Théâtre

KINK ou le BDSM démystifié

À l’entrée : un homme momifié. Au sous-sol : une femme, en dessous coquins, ajuste son rouge à lèvres, en toute tranquillité. Plus loin, la placière, cordes en main, vous attend pour vous guider. Non, vous n’êtes pas ici dans un quelconque donjon, mais bien à l’Espace Libre, qui présente ces jours-ci KINK, une expérience théâtrale sur le BDSM (bondage, discipline, sadisme, masochisme), mesdames et messieurs.

Précisons-le d’emblée : non, il n’y a pas ici de nudité. Vous ne subirez aucune souffrance. Même qu’en toute franchise, vous ne serez probablement pas trop émoustillé. Parce que KINK n’est pas un spectacle érotique, mais plutôt une « expérience performative » qui propose une réflexion sur le jeu théâtral et le jeu sexuel, le désir, les fantasmes, la communication et, par-dessus tout, le consentement. Une réflexion assez essentielle, finalement, sur fond de masque de chien, de lanières de cuir et de lames de couteaux, certes.

Au menu : des performances, des témoignages et, oui, la participation du public. Mais jamais forcée.

À la question : « Veux-tu jouer avec moi ? », posée des dizaines de fois tout au long du spectacle, le spectateur a toujours le loisir de dire non. De demander des précisions. De savoir où s’arrête sa participation.
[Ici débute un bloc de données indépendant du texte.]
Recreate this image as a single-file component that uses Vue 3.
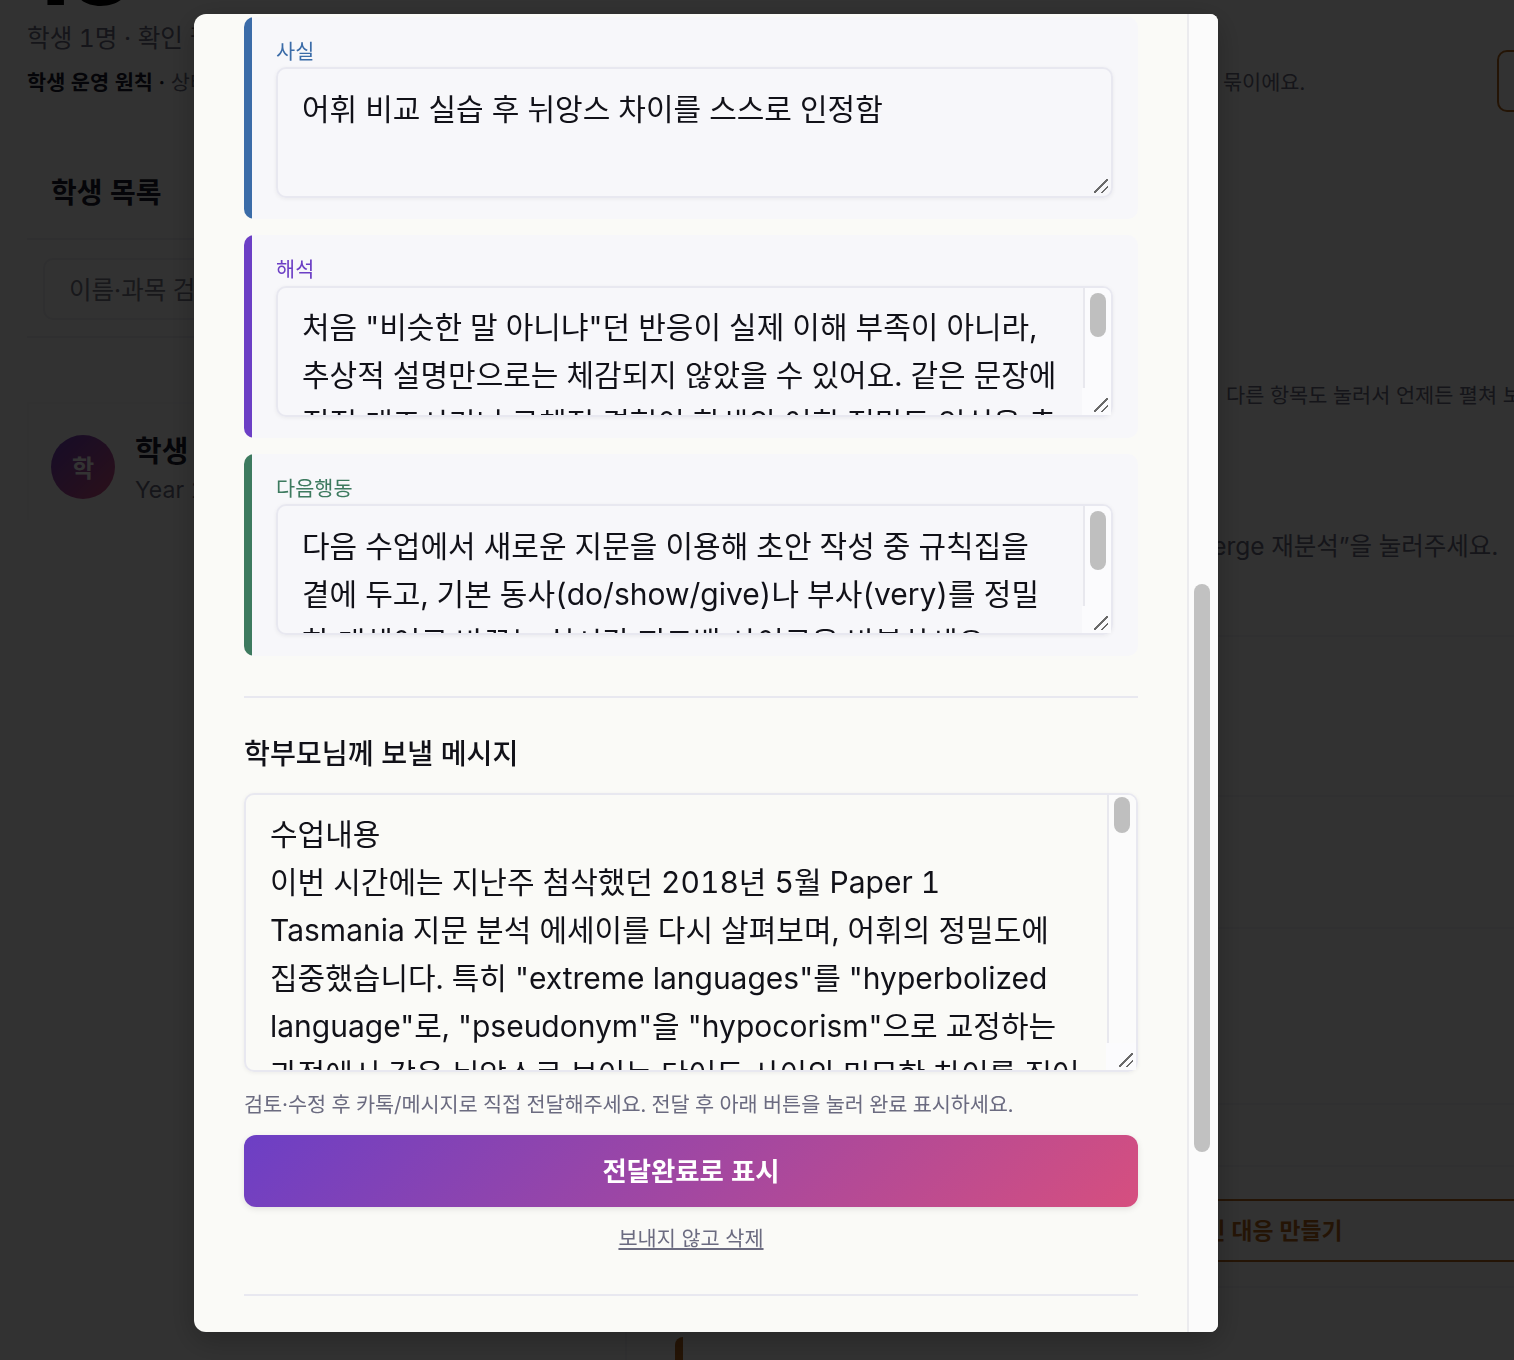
<script setup>
const cards = [
  { key: 'fact', label: '사실', text: '어휘 비교 실습 후 뉘앙스 차이를 스스로 인정함', thumb: 0 },
  { key: 'read', label: '해석', text: '처음 "비슷한 말 아니냐"던 반응이 실제 이해 부족이 아니라, 추상적 설명만으로는 체감되지 않았을 수 있어요. 같은 문장에 직접 대조시키니 구체적 경험이 학생의 어휘 정밀도 인식을 촉진하는 데 도움이 될 수 있어요.', thumb: 44 },
  { key: 'next', label: '다음행동', text: '다음 수업에서 새로운 지문을 이용해 초안 작성 중 규칙집을 곁에 두고, 기본 동사(do/show/give)나 부사(very)를 정밀한 대체어로 바꾸는 실시간 피드백 사이클을 반복하세요.', thumb: 59 }
]
const message = `수업내용
이번 시간에는 지난주 첨삭했던 2018년 5월 Paper 1 Tasmania 지문 분석 에세이를 다시 살펴보며, 어휘의 정밀도에 집중했습니다. 특히 "extreme languages"를 "hyperbolized language"로, "pseudonym"을 "hypocorism"으로 교정하는 과정에서 같은 뉘앙스로 보이는 단어도 사이의 미묘한 차이를 짚어 보았습니다.`
</script>

<template>
  <div class="page">
    <header class="head">
      <div class="big">13</div>
      <p class="sub">학생 1명 · 확인 필요 1건</p>
      <div class="principle">
        <p class="principle-left"><b>학생 운영 원칙 ·</b> 상태별 우선순위</p>
        <p class="principle-right">묶이에요.</p>
        <span class="head-btn"></span>
      </div>
    </header>
    <div class="columns">
      <aside class="side">
        <h2 class="side-title">학생 목록</h2>
        <div class="search-row"><div class="search">이름·과목 검색</div></div>
        <div class="student">
          <div class="avatar">학</div>
          <div>
            <div class="student-name">학생</div>
            <div class="student-year">Year 1</div>
          </div>
        </div>
      </aside>
      <main class="detail">
        <p class="note">- 다른 항목도 눌러서 언제든 펼쳐 보세요</p>
        <p class="merge">“Merge 재분석”을 눌러주세요.</p>
        <div class="rule r1"></div>
        <div class="rule r2"></div>
        <div class="rule r3"></div>
        <div class="rule r4"></div>
        <div class="rule r5"></div>
        <div class="cta">확인 대응 만들기</div>
        <div class="rule r6"></div>
        <div class="accent"></div>
      </main>
    </div>
  </div>

  <div class="overlay">
    <section class="modal">
      <div class="modal-body">
        <div v-for="c in cards" :key="c.key" class="card" :class="c.key">
          <div class="card-label">{{ c.label }}</div>
          <div class="field-wrap">
            <textarea class="field">{{ c.text }}</textarea>
            <div v-if="c.thumb" class="bar">
              <div class="track"><div class="thumb" :style="{ height: c.thumb + 'px' }"></div></div>
              <div class="corner"></div>
            </div>
            <span class="grip"></span>
          </div>
        </div>
        <hr class="sep first" />
        <h3 class="msg-title">학부모님께 보낼 메시지</h3>
        <div class="field-wrap msg-wrap">
          <textarea class="field msg">{{ message }}</textarea>
          <div class="bar">
            <div class="track"><div class="thumb msg-thumb"></div></div>
            <div class="corner"></div>
          </div>
          <span class="grip"></span>
        </div>
        <p class="msg-hint">검토·수정 후 카톡/메시지로 직접 전달해주세요. 전달 후 아래 버튼을 눌러 완료 표시하세요.</p>
        <button class="send">전달완료로 표시</button>
        <div class="del-row"><a class="del">보내지 않고 삭제</a></div>
        <hr class="sep last" />
      </div>
      <div class="gutter"><div class="gutter-thumb"></div></div>
    </section>
  </div>
</template>

<style>
html, body { margin: 0; background: #fafaf7; }
</style>

<style scoped>
* { box-sizing: border-box; }
.page, .overlay, textarea, button {
  font-family: Inter, "Noto Sans CJK KR", "Noto Sans", sans-serif;
  font-variant-numeric: tabular-nums;
}
.page {
  height: 1360px;
  width: 1514px;
  overflow: hidden;
  background: #fafaf7;
  color: #1a1a2e;
}
.head { display: flow-root; padding-left: 27px; height: 130px; }
.big {
  font-size: 96px;
  line-height: 96px;
  font-weight: 800;
  font-variant-numeric: normal;
  color: #000;
  margin-top: -78px;
  height: 96px;
}
.sub { margin: -3px 0 0; height: 46px; font-size: 24.6px; line-height: 46px; color: #6b6b80; }
.principle { display: flex; align-items: center; height: 62px; margin-top: -11px; width: 1590px; }
.principle-left { margin: 0; font-size: 20.8px; color: #6b6b80; }
.principle-left b { color: #1a1a2e; font-weight: 600; }
.principle-right { margin: 0 0 0 auto; font-size: 20.8px; color: #6b6b80; }
.head-btn {
  width: 120px;
  height: 62px;
  margin-left: 192px;
  border: 2px solid #b5651d;
  border-radius: 10px;
  flex: none;
}
.columns { display: flex; height: 1230px; }
.side { width: 600px; border-right: 2px solid #ececf2; margin-left: 27px; flex: none; }
.side-title { margin: 0; padding: 42px 0 0 24px; height: 110px; font-size: 28px; line-height: 42px; font-weight: 700; border-bottom: 2px solid #e8e8f0; }
.search-row { padding: 18px 16px; height: 98px; border-bottom: 2px solid #e8e8f0; }
.search { height: 62px; border: 2px solid #e8e8f0; border-radius: 10px; padding-left: 24px; line-height: 60px; font-size: 24.5px; color: #777788; }
.student { display: flex; gap: 20px; height: 118px; margin-top: 64px; padding: 31px 22px 0; border: 2px solid #f3f3f6; border-bottom: 0; }
.avatar {
  width: 64px; height: 64px; border-radius: 50%;
  background: linear-gradient(135deg, #6c3fc5, #d64f7f);
  color: #fff; font-weight: 700; font-size: 24px;
  display: flex; align-items: center; justify-content: center;
  padding-bottom: 2px;
}
.student-name { font-size: 29px; font-weight: 700; line-height: 34px; }
.student-year { font-size: 23px; color: #6b6b80; line-height: 34px; margin-top: 4px; }
.detail { flex: 1; min-width: 0; }
.note { margin: 0; padding: 252px 0 0 580px; height: 279px; font-size: 20.8px; line-height: 28px; white-space: nowrap; color: #6b6b80; }
.merge { margin: 0; padding: 120px 16px 0 0; font-size: 24.5px; line-height: 34px; text-align: right; color: #6b6b80; }
.rule { border-bottom: 2px solid #eeeef2; }
.r1 { height: 74px; }
.r2 { height: 160px; }
.r3 { height: 132px; }
.r4 { height: 176px; }
.r5 { height: 62px; }
.r6 { height: 26px; }
.cta {
  margin-top: 32px;
  height: 63px;
  line-height: 59px;
  border: solid #b5651d;
  border-width: 2px 0;
  color: #b5651d;
  font-size: 22.8px;
  font-weight: 700;
  text-align: right;
  padding-right: 171.5px;
}
.accent { width: 8px; height: 60px; margin: 49px 0 0 48px; background: #b5651d; border-radius: 8px 0 0 0; }

.overlay {
  position: fixed;
  inset: 0;
  background: rgba(0, 0, 0, 0.8);
}
.modal {
  display: flex;
  width: 1024px;
  height: 1318px;
  margin: 14px 0 0 194px;
  background: #fafaf7;
  border-radius: 12px 8px 8px 12px;
  overflow: hidden;
  box-shadow: 0 8px 30px rgba(0,0,0,.25);
}
.modal-body { flex: 1; min-width: 0; padding: 2.5px 49px 0 50px; }
.gutter {
  width: 31px;
  flex: none;
  background: #fbfbfb;
  border-left: 2px solid #ebebee;
  padding: 570px 8px 0 5px;
}
.gutter-thumb { width: 16px; height: 568px; background: #c1c1c1; border-radius: 8px; }

.card {
  height: 202.5px;
  padding: 20px 25px 0 32px;
  margin-bottom: 16px;
  border-radius: 10px;
}
.card.fact { background: linear-gradient(to right, #3b6ca8 8px, #f7f7fa 8px); }
.card.read { background: linear-gradient(to right, #6c3fc5 8px, #f7f7fa 8px); }
.card.next { background: linear-gradient(to right, #3d7a5f 8px, #f7f7fa 8px); margin-bottom: 0; }
.card-label { font-size: 20.8px; line-height: 26px; margin-bottom: 2.5px; padding-top: 2px; height: 28px; }
.fact .card-label { color: #3b6ca8; }
.read .card-label { color: #6c3fc5; }
.next .card-label { color: #3d7a5f; }
.field-wrap { position: relative; background: #f7f7fa; border-radius: 10px; }
.field {
  display: block;
  width: 100%;
  height: 131px;
  padding: 15.5px 52px 0 24px;
  margin: 0;
  border: 2px solid #e8e8f0;
  border-radius: 10px;
  background: transparent;
  font-size: 30px;
  line-height: 48px;
  color: #111118;
  outline: none;
  resize: none;
  overflow: hidden;
  box-shadow: 0 1px 4px rgba(0, 0, 0, 0.06);
}
.bar {
  position: absolute;
  top: 2px;
  right: 2px;
  bottom: 2px;
  width: 28px;
  display: flex;
  flex-direction: column;
  background: #fbfbfd;
  border-radius: 0 8px 8px 0;
  pointer-events: none;
}
.track { flex: 1; border-left: 2px solid #e8e8ee; padding: 5px 0 0 5px; }
.thumb { width: 16px; background: #bfbfbf; border-radius: 8px; }
.msg-thumb { height: 36px; }
.corner { height: 27px; margin-left: -1px; background: #fbfbfd; }
.grip {
  position: absolute;
  right: 5px;
  bottom: 5px;
  width: 14px;
  height: 14px;
  pointer-events: none;
  background: linear-gradient(135deg, transparent 46%, #6a6a6a 46% 54%, transparent 54% 73%, #6a6a6a 73% 81%, transparent 81%);
}
.sep { margin: 0; border: 0; height: 2px; background: #e8e8f0; }
.sep.first { margin-top: 40px; }
.msg-title {
  margin: 0;
  padding-top: 36px;
  height: 95px;
  font-size: 28.2px;
  line-height: 40px;
  font-weight: 500;
  color: #111118;
}
.msg-wrap { background: #fafaf7; }
.msg { height: 279px; padding: 15px 56px 0 24px; }
.msg-wrap .bar { width: 29px; background: #fbfbfb; }
.msg-wrap .track { padding: 2px 0 0 5px; }
.msg-hint { margin: 19px 0 0; height: 27px; font-size: 20.8px; letter-spacing: -0.11px; line-height: 27px; color: #6b6b80; white-space: nowrap; }
.send {
  display: block;
  width: 100%;
  height: 72px;
  margin-top: 17px;
  padding: 0 0 3px;
  border: 0;
  border-radius: 12px;
  background: linear-gradient(135deg, #6c3fc5, #d64f7f);
  color: #fff;
  font-size: 26.4px;
  font-weight: 700;
  box-shadow: 0 2px 6px rgba(0,0,0,.1);
}
.del-row { text-align: center; margin-top: 17px; height: 30px; line-height: 30px; }
.del { font-size: 20.8px; color: #6b6b80; text-decoration: underline; }
.sep.last { margin-top: 40px; }
</style>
Parce que c’est le fondement du consentement, et, vous l’aurez deviné, du BDSM.

Les deux créateurs du projet, Frédéric Sasseville-Painchaud et Pascale St-Onge (ce n’est pas un couple, prennent-ils soin de préciser), se sont connus à l’école de théâtre (lui en mise en scène, elle en écriture). C’est là qu’ils ont découvert qu’ils étaient tous deux adeptes et qu’est née l’idée de faire du BDSM une création théâtrale.

Objectif ? Au-delà du cuir et du latex, démystifier la pratique, en se concentrant sur l’« essence » de la relation entre les partenaires. « C’est la force du lien entre deux personnes qu’on trouvait intéressante, et pas tant la pratique en tant que telle », a expliqué Pascale St-Onge en entrevue la semaine dernière, à quelques jours de la première. Et cette « essence », c’est cela : une relation basée d’abord sur la confiance, la communication, l’expression de ses fantasmes, ses désirs, et enfin ses limites. Et vice-versa. Le tout dans le respect.

À cet effet, notez que le texte, d’une actualité criante, a été écrit bien avant la vague #metoo, quoiqu’en plein procès Ghomeshi.

C’est que la question du consentement transcende effectivement tous les thèmes présentés. Du début à la fin. D’entrée de jeu, les deux créateurs (qui sont aussi les seuls acteurs, hormis Sammi Bessette, aux cordes, dans une longue et dérangeante performance de ligotage, et Christophe Godon à la musique) proposent une série de « règles du jeu » au public : tout le monde a le droit de ne pas être « kinky » (adepte), tu as le droit de ne pas regarder, de sortir avant la fin, d’en vouloir moins, d’en vouloir plus, de dire non, de dire oui…

Ensuite s’enfilent les témoignages (poétiques) sur leurs parcours respectifs et souvent malhabiles (si tu n’es pas prêt à être soumis 24 heures sur 24, précise-le, a vite appris Frédéric), révélations sur leurs fantasmes (Frédéric est homosexuel, essentiellement soumis, Pascale pansexuelle, curieuse d’explorer son côté sadique), leurs limites (explicites : le sang, la merde, les animaux, le sexe non protégé), leurs impressions (« je suis excitée par la peur », « chaque marque est comme un trophée »). En alternance, les spectateurs consentants sont invités à sauter la clôture et à jouer à leur tour, en versant de la cire sur le dos de Frédéric, ou en démenottant Pascale.

Pour conclure, les deux personnages se questionnent sur leurs fantasmes, leur expression, leur réalisation. « On dit que j’ai des fantasmes tordus », confie Pascale, qui raconte ici s’être déjà fait sauvagement approcher par un homme, lors d’un voyage à Séville, qui pensait l’exciter en l’emmenant violemment dans les toilettes d’un restaurant. Sans lui demander son avis. Jamais. « J’avais rien demandé, conclut-elle. C’est pas mon genre de fantasme. Ce que j’aime, c’est savoir à qui je cède mon corps. » Une anecdote à méditer.

KINK est présentée par Frédéric Sasseville-Painchaud et Pascale St-Onge à l’Espace Libre jusqu’au 27 octobre. Représentations nocturnes les 26 et 27 à 22 h.